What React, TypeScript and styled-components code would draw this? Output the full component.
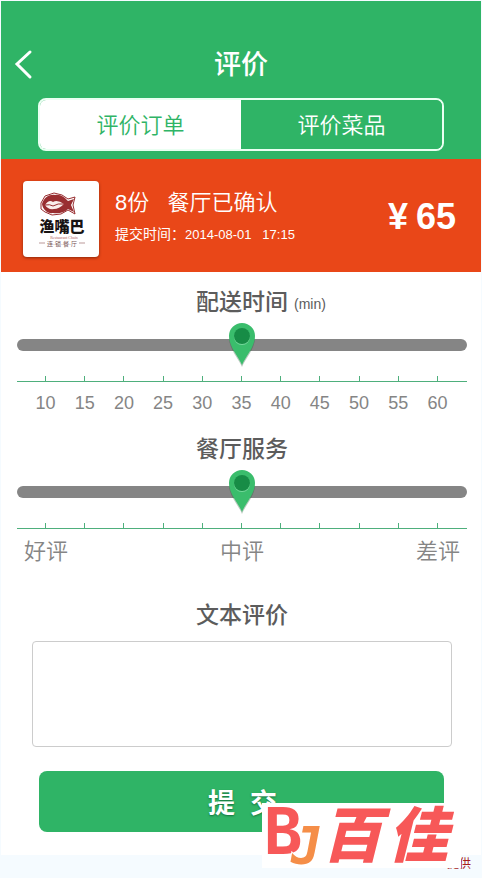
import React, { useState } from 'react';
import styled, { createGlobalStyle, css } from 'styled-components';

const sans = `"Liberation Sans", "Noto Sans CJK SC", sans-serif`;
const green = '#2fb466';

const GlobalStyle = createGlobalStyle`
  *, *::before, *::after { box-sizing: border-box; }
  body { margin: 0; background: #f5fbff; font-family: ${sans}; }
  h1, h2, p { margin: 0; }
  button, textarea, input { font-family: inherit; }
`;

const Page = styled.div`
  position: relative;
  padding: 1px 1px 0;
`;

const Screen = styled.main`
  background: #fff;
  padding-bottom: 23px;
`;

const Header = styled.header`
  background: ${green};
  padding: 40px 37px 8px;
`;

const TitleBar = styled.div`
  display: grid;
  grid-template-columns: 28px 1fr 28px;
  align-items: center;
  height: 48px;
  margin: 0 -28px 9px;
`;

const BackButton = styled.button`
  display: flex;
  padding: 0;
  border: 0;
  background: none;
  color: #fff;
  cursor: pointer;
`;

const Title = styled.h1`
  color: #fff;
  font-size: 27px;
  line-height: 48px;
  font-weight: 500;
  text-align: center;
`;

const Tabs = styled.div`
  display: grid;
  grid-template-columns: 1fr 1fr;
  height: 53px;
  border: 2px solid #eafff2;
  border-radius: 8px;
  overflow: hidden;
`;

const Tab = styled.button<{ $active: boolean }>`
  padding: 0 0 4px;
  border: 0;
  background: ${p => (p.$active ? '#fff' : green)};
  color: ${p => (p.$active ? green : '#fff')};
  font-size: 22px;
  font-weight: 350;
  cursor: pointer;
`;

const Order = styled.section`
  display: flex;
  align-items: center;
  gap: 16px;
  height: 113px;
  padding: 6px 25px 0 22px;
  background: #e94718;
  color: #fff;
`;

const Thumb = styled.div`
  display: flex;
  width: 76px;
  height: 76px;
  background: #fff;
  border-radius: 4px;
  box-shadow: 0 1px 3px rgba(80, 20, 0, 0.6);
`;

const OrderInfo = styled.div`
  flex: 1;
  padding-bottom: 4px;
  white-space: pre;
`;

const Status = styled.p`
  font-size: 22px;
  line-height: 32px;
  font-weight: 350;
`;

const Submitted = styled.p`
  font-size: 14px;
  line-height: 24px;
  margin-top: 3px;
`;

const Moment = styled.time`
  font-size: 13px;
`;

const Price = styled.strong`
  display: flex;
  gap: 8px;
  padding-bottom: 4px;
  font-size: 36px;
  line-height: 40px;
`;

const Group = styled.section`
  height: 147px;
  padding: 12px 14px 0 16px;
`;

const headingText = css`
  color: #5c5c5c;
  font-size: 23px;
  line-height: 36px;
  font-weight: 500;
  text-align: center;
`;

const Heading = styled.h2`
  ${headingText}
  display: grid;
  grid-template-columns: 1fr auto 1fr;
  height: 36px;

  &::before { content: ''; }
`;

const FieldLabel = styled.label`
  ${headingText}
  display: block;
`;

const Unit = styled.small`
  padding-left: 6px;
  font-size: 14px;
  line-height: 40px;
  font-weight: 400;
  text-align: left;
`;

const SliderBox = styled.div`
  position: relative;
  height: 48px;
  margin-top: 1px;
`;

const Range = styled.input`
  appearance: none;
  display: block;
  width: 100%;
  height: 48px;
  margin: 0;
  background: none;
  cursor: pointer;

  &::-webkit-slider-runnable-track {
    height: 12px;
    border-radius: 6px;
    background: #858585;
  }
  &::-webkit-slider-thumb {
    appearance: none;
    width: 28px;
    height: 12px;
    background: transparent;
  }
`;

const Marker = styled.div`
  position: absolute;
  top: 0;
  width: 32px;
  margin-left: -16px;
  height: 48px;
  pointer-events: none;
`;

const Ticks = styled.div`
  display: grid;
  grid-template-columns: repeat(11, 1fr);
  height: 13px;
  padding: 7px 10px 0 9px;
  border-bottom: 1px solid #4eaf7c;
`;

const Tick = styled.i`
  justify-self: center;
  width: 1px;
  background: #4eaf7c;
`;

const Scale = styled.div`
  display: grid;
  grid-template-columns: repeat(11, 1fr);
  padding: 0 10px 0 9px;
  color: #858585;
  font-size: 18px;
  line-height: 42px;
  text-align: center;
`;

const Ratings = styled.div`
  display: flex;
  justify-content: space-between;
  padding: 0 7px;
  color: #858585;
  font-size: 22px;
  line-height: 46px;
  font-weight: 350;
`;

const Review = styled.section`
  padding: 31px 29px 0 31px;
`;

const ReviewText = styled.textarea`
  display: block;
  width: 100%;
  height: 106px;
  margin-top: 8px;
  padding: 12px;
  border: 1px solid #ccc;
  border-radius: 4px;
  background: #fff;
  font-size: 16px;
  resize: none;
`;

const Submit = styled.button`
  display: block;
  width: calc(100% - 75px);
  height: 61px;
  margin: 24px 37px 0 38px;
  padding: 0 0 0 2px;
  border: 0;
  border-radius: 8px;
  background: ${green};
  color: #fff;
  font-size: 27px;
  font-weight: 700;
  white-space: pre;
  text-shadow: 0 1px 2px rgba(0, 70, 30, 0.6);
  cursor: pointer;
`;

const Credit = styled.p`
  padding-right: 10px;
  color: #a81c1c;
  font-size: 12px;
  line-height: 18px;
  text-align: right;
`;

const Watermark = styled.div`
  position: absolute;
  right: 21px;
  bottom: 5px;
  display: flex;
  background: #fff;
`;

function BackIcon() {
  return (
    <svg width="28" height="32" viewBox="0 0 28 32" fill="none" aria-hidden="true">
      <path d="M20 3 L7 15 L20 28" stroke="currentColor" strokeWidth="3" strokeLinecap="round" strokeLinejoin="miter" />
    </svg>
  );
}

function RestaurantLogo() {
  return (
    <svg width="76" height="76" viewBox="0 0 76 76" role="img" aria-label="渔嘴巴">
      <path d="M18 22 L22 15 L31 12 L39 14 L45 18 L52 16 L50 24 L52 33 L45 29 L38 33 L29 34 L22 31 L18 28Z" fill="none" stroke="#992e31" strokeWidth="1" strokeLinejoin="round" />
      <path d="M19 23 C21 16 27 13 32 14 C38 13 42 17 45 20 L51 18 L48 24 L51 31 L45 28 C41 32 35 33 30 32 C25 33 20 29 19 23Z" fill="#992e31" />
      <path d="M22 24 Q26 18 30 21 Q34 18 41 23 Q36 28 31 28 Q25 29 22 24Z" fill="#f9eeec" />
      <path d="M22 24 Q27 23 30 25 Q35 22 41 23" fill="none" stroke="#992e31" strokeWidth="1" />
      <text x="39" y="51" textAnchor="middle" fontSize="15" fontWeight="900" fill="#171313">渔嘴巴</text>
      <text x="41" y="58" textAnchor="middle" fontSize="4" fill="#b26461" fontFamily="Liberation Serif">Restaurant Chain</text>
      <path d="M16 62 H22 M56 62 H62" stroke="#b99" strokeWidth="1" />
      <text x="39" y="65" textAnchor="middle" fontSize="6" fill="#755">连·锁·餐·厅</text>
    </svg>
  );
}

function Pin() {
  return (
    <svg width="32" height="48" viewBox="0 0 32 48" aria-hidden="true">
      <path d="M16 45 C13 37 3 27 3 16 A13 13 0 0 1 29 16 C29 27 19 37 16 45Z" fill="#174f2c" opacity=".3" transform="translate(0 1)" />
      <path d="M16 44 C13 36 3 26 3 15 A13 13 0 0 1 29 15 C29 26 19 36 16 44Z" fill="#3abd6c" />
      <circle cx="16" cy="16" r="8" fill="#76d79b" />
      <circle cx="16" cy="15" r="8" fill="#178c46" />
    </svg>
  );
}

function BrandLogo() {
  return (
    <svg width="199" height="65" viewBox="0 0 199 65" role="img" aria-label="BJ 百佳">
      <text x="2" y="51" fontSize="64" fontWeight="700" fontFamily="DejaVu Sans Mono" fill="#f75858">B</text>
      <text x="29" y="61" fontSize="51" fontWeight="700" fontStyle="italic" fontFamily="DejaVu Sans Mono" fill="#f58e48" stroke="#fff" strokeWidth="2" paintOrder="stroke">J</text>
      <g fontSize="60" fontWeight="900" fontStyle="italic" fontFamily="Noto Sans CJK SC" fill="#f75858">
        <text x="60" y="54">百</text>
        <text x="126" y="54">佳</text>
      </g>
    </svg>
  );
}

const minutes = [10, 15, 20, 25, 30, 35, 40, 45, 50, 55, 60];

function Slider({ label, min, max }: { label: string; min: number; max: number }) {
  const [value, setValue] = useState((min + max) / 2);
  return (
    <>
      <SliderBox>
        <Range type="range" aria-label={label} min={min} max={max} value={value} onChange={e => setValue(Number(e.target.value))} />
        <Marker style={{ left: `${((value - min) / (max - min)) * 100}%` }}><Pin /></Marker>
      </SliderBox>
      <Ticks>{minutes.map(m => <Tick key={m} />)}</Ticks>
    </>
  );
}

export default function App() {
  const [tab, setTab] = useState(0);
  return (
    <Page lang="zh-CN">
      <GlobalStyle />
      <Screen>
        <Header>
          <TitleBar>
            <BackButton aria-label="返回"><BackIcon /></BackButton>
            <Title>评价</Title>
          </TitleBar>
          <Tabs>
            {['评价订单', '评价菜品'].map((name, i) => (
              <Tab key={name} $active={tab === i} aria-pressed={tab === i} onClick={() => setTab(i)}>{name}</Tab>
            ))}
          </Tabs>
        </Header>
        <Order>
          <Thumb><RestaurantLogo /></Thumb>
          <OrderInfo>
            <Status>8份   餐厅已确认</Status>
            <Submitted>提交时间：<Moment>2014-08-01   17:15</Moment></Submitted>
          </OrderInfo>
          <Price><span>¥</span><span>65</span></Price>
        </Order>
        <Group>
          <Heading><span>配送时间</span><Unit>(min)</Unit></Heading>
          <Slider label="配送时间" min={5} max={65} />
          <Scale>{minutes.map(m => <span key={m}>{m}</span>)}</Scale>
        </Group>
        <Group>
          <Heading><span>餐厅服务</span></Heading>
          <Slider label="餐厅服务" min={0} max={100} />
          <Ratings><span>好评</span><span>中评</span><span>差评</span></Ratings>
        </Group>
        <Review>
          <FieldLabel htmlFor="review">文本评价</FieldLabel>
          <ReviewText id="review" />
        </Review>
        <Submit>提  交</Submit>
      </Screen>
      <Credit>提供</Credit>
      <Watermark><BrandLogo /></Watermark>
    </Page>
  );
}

····················

What this task involves —
Search the preceding listing for "components" and extract every line where it is found.

Exercise solution —
What React, TypeScript and styled-components code would draw this? Output the full component.
import styled, { createGlobalStyle, css } from 'styled-components';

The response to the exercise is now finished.